For Namratha Kandula, Principal Investigator of the Northwestern study, this is a breakthrough.
“They have a lot of barriers to doing exercise,” she said. “South Asians uniformly are less physically active than other groups. This group has high rates of overweight and obesity, and high rates of physical inactivity.”
Kandula said this directly relates to the prevalence of diabetes among South Asians. Nearly a quarter of these immigrants in the U.S. develop the disease — a rate higher than that of Caucasians, African Americans and Latinos. Kandula’s research at Northwestern’s Feinberg School of Medicine focuses on crafting effective interventions for communities who are underserved and unaware of best health practices.
Kandula said on top of sedentary lifestyles, South Asians are genetically predisposed to developing diabetes. Still, research has shown that individuals can improve their odds of avoiding the disease through healthy eating and exercise.
“The problem is that that research was not reaching the South Asian community in the sense that they weren’t necessarily hearing the same messages, they weren’t getting more physically active,” said Kandula. “And we know that a lot of evidence-based programs — they don’t reach some of the more disadvantaged communities or communities that are isolated because of culture or language or geographic location.”
Kandula’s team is monitoring the women’s weight and blood sugar to see if they show any changes over the course of the program. They partnered with Metropolitan Asian Family Services, a social services agency that works with many South Asian immigrant families on Chicago’s far North Side. MAFS recruited participants and provides them free transportation to and from the classes.
The study aims to educate immigrant women, in particular, about eating healthier and the importance of exercise. In crafting the workouts, Kandula had to consider cultural hurdles that stood in the way for many women who were most at-risk for developing diabetes.
“Modesty is something that’s really important,” explained Kandula, “and women didn’t feel comfortable working out at a regular gym or recreational facility.”
Additionally, many women told Kandula that they prioritized their families over their own health. So she worked that into the design of her program by offering free martial arts classes to their children once a week.
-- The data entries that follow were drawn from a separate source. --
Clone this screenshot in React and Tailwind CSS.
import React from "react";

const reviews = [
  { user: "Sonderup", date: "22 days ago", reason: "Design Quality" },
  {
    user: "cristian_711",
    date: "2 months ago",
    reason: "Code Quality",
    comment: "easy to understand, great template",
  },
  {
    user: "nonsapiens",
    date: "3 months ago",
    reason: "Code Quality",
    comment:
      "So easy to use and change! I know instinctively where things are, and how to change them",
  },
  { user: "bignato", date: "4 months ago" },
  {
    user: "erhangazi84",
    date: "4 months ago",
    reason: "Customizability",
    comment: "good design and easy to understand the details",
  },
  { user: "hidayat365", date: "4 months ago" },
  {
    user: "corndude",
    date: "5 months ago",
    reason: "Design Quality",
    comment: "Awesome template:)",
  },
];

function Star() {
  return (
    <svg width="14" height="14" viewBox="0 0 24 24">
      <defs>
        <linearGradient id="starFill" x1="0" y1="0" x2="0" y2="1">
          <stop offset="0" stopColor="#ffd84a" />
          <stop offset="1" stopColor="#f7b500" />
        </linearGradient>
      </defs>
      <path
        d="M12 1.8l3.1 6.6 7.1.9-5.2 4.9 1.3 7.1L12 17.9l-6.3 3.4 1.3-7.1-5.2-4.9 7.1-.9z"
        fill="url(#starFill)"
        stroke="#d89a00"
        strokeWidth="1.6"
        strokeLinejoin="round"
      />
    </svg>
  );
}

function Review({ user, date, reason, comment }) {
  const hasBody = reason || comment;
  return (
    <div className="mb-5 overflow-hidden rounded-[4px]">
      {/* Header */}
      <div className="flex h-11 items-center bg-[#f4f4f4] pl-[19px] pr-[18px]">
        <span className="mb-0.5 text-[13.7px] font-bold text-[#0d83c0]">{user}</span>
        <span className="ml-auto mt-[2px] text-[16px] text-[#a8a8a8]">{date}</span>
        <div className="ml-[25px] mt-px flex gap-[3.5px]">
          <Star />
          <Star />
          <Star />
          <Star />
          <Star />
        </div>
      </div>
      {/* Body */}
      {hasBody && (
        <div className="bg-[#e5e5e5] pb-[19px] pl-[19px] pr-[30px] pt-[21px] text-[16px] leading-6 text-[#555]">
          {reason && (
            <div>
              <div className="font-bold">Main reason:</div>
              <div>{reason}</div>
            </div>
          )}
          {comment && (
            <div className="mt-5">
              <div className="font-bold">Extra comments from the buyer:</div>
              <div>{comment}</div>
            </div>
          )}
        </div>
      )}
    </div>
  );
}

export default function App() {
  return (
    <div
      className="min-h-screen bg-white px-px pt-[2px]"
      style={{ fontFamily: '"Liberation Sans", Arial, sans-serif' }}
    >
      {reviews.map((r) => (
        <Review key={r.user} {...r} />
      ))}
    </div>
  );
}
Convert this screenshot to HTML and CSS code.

The only condition was that the mothers had to come to their workouts at least twice a week.
In fact, many women attend three times a week — and on the days they show up, several will stay for two classes back-to-back.
Rehanna Patel, a 49-year old mother of four, said the class works for her because it is fun and there are no men.
“It’s important for it to be women’s-only and having that secure space,” she said through a translator.
Many other women echoed the thought, saying that they would feel less free to move about in the class if men were included, or if men could walk by and see them.
Patel said the class helped dispel her assumption that exercise is only for younger people.
“I had always thought that these steps would only be done by a 20 or 25-year-old girl,” she said, referring to the dance routine of the class. “But the instructor did a great job.”
Teaching these women was a new experience for instructor Carolina Escrich, too.
“I needed to adjust the class and be careful with the type of music that I should use,
Escrich said it took two months to modify her usual Latin-inspired Zumba workouts into something more appropriate for her culturally conservative students. She modified the song selections to be less explicit, and has shifted the emphasis from sexy dance moves to more of an aerobics routine.
If the program shows significant health improvements, Namratha Kandula hopes they’ll win funding for a wider study. But the women here have a more immediate concern.
“I would feel really sad when the classes end,” said Patel. “The way we do it here, it’s different, we enjoy it, I feel good and my body feels light.”
Patel says even after the study ends she wants to keep exercising at home.